WORK INSTRUCTIONS:
Transcribe the data in full and exactly, omitting any pictures.

DATA BLOCK:
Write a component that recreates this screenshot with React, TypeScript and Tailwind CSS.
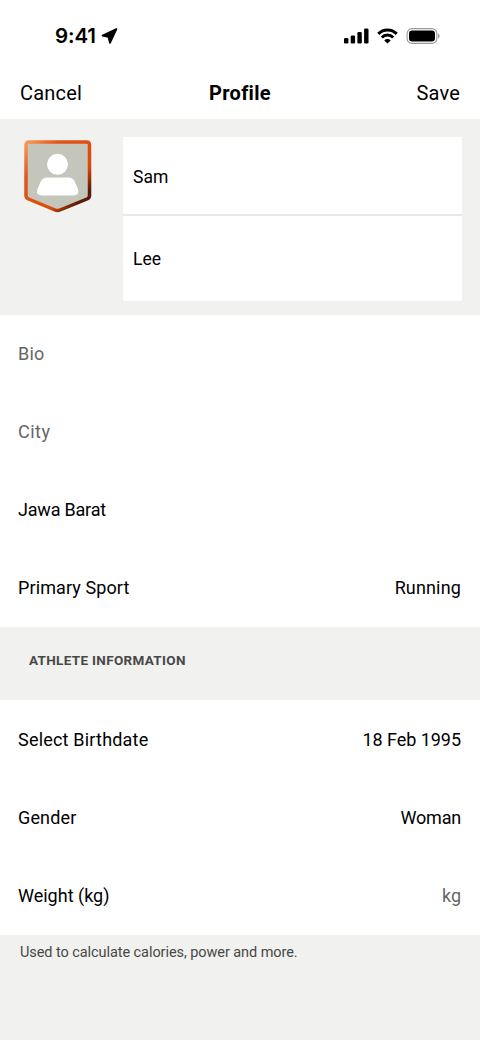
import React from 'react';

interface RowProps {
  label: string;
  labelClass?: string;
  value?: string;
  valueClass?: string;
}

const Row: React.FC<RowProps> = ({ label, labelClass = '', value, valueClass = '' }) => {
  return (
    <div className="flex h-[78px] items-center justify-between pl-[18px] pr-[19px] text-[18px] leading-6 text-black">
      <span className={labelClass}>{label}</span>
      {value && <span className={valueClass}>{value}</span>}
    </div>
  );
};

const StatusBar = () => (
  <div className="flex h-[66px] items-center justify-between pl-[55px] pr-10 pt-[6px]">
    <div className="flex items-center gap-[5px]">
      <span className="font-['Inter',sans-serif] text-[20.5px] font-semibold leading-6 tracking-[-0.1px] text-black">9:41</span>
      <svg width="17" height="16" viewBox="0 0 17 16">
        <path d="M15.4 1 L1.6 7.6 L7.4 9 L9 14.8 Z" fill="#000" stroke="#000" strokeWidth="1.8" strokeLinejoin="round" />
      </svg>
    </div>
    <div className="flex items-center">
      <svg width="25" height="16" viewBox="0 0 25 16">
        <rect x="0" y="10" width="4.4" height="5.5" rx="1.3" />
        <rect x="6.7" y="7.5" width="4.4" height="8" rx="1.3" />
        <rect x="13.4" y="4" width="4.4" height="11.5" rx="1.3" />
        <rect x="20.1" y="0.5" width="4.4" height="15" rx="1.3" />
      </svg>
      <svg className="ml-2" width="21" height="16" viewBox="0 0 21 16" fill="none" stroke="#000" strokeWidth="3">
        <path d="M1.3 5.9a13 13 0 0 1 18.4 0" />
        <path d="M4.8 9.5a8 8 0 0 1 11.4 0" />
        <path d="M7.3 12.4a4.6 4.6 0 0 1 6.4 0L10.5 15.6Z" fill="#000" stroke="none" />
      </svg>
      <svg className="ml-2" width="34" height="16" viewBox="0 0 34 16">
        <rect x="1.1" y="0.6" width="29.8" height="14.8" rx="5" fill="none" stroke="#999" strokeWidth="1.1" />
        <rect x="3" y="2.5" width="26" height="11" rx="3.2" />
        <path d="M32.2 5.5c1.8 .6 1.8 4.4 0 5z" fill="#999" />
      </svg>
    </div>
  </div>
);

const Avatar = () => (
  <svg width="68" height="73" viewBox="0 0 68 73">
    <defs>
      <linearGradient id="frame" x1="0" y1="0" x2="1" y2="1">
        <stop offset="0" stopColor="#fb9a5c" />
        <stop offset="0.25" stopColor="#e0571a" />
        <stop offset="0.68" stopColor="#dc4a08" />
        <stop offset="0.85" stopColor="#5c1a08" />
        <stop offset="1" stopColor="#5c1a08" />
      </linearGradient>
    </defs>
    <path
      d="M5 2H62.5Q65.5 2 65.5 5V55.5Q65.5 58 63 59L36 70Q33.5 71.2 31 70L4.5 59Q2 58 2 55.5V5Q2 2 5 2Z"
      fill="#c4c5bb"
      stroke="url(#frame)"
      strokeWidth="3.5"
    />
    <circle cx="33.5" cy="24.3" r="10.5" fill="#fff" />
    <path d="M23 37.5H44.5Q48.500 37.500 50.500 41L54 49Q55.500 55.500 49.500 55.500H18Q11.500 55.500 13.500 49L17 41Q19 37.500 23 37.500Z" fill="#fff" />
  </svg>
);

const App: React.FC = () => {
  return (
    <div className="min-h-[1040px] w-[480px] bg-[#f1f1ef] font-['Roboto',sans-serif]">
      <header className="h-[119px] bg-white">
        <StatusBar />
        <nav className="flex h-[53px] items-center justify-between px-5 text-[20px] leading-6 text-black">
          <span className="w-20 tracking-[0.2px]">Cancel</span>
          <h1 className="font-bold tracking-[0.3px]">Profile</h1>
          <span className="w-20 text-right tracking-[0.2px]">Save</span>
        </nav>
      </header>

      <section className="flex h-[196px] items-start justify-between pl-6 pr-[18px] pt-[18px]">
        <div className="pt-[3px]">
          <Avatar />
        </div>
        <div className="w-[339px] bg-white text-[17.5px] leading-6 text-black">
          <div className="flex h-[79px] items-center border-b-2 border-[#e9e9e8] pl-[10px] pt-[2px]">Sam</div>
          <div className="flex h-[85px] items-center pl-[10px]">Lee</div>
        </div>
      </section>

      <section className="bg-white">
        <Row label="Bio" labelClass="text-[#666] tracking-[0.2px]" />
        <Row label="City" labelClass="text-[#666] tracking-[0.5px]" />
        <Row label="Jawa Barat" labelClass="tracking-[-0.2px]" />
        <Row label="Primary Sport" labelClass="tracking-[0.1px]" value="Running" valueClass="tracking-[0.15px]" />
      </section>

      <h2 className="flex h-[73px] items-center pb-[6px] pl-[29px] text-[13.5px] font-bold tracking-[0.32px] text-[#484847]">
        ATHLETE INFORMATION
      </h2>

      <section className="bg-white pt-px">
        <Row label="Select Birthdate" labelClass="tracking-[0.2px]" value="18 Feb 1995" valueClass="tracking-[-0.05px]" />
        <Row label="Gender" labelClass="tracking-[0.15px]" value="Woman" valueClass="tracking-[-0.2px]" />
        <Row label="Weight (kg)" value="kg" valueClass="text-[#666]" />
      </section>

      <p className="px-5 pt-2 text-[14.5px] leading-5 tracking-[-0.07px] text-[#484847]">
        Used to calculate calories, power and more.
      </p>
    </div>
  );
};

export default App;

EXERCISE RESULT:
Write a component that recreates this screenshot with React, TypeScript and Tailwind CSS.
import React from 'react';

interface RowProps {
  label: string;
  labelClass?: string;
  value?: string;
  valueClass?: string;
}

const Row: React.FC<RowProps> = ({ label, labelClass = '', value, valueClass = '' }) => {
  return (
    <div className="flex h-[78px] items-center justify-between pl-[18px] pr-[19px] text-[18px] leading-6 text-black">
      <span className={labelClass}>{label}</span>
      {value && <span className={valueClass}>{value}</span>}
    </div>
  );
};

const StatusBar = () => (
  <div className="flex h-[66px] items-center justify-between pl-[55px] pr-10 pt-[6px]">
    <div className="flex items-center gap-[5px]">
      <span className="font-['Inter',sans-serif] text-[20.5px] font-semibold leading-6 tracking-[-0.1px] text-black">9:41</span>
      <svg width="17" height="16" viewBox="0 0 17 16">
        <path d="M15.4 1 L1.6 7.6 L7.4 9 L9 14.8 Z" fill="#000" stroke="#000" strokeWidth="1.8" strokeLinejoin="round" />
      </svg>
    </div>
    <div className="flex items-center">
      <svg width="25" height="16" viewBox="0 0 25 16">
        <rect x="0" y="10" width="4.4" height="5.5" rx="1.3" />
        <rect x="6.7" y="7.5" width="4.4" height="8" rx="1.3" />
        <rect x="13.4" y="4" width="4.4" height="11.5" rx="1.3" />
        <rect x="20.1" y="0.5" width="4.4" height="15" rx="1.3" />
      </svg>
      <svg className="ml-2" width="21" height="16" viewBox="0 0 21 16" fill="none" stroke="#000" strokeWidth="3">
        <path d="M1.3 5.9a13 13 0 0 1 18.4 0" />
        <path d="M4.8 9.5a8 8 0 0 1 11.4 0" />
        <path d="M7.3 12.4a4.6 4.6 0 0 1 6.4 0L10.5 15.6Z" fill="#000" stroke="none" />
      </svg>
      <svg className="ml-2" width="34" height="16" viewBox="0 0 34 16">
        <rect x="1.1" y="0.6" width="29.8" height="14.8" rx="5" fill="none" stroke="#999" strokeWidth="1.1" />
        <rect x="3" y="2.5" width="26" height="11" rx="3.2" />
        <path d="M32.2 5.5c1.8 .6 1.8 4.4 0 5z" fill="#999" />
      </svg>
    </div>
  </div>
);

const Avatar = () => (
  <svg width="68" height="73" viewBox="0 0 68 73">
    <defs>
      <linearGradient id="frame" x1="0" y1="0" x2="1" y2="1">
        <stop offset="0" stopColor="#fb9a5c" />
        <stop offset="0.25" stopColor="#e0571a" />
        <stop offset="0.68" stopColor="#dc4a08" />
        <stop offset="0.85" stopColor="#5c1a08" />
        <stop offset="1" stopColor="#5c1a08" />
      </linearGradient>
    </defs>
    <path
      d="M5 2H62.5Q65.5 2 65.5 5V55.5Q65.5 58 63 59L36 70Q33.5 71.2 31 70L4.5 59Q2 58 2 55.5V5Q2 2 5 2Z"
      fill="#c4c5bb"
      stroke="url(#frame)"
      strokeWidth="3.5"
    />
    <circle cx="33.5" cy="24.3" r="10.5" fill="#fff" />
    <path d="M23 37.5H44.5Q48.500 37.500 50.500 41L54 49Q55.500 55.500 49.500 55.500H18Q11.500 55.500 13.500 49L17 41Q19 37.500 23 37.500Z" fill="#fff" />
  </svg>
);

const App: React.FC = () => {
  return (
    <div className="min-h-[1040px] w-[480px] bg-[#f1f1ef] font-['Roboto',sans-serif]">
      <header className="h-[119px] bg-white">
        <StatusBar />
        <nav className="flex h-[53px] items-center justify-between px-5 text-[20px] leading-6 text-black">
          <span className="w-20 tracking-[0.2px]">Cancel</span>
          <h1 className="font-bold tracking-[0.3px]">Profile</h1>
          <span className="w-20 text-right tracking-[0.2px]">Save</span>
        </nav>
      </header>

      <section className="flex h-[196px] items-start justify-between pl-6 pr-[18px] pt-[18px]">
        <div className="pt-[3px]">
          <Avatar />
        </div>
        <div className="w-[339px] bg-white text-[17.5px] leading-6 text-black">
          <div className="flex h-[79px] items-center border-b-2 border-[#e9e9e8] pl-[10px] pt-[2px]">Sam</div>
          <div className="flex h-[85px] items-center pl-[10px]">Lee</div>
        </div>
      </section>

      <section className="bg-white">
        <Row label="Bio" labelClass="text-[#666] tracking-[0.2px]" />
        <Row label="City" labelClass="text-[#666] tracking-[0.5px]" />
        <Row label="Jawa Barat" labelClass="tracking-[-0.2px]" />
        <Row label="Primary Sport" labelClass="tracking-[0.1px]" value="Running" valueClass="tracking-[0.15px]" />
      </section>

      <h2 className="flex h-[73px] items-center pb-[6px] pl-[29px] text-[13.5px] font-bold tracking-[0.32px] text-[#484847]">
        ATHLETE INFORMATION
      </h2>

      <section className="bg-white pt-px">
        <Row label="Select Birthdate" labelClass="tracking-[0.2px]" value="18 Feb 1995" valueClass="tracking-[-0.05px]" />
        <Row label="Gender" labelClass="tracking-[0.15px]" value="Woman" valueClass="tracking-[-0.2px]" />
        <Row label="Weight (kg)" value="kg" valueClass="text-[#666]" />
      </section>

      <p className="px-5 pt-2 text-[14.5px] leading-5 tracking-[-0.07px] text-[#484847]">
        Used to calculate calories, power and more.
      </p>
    </div>
  );
};

export default App;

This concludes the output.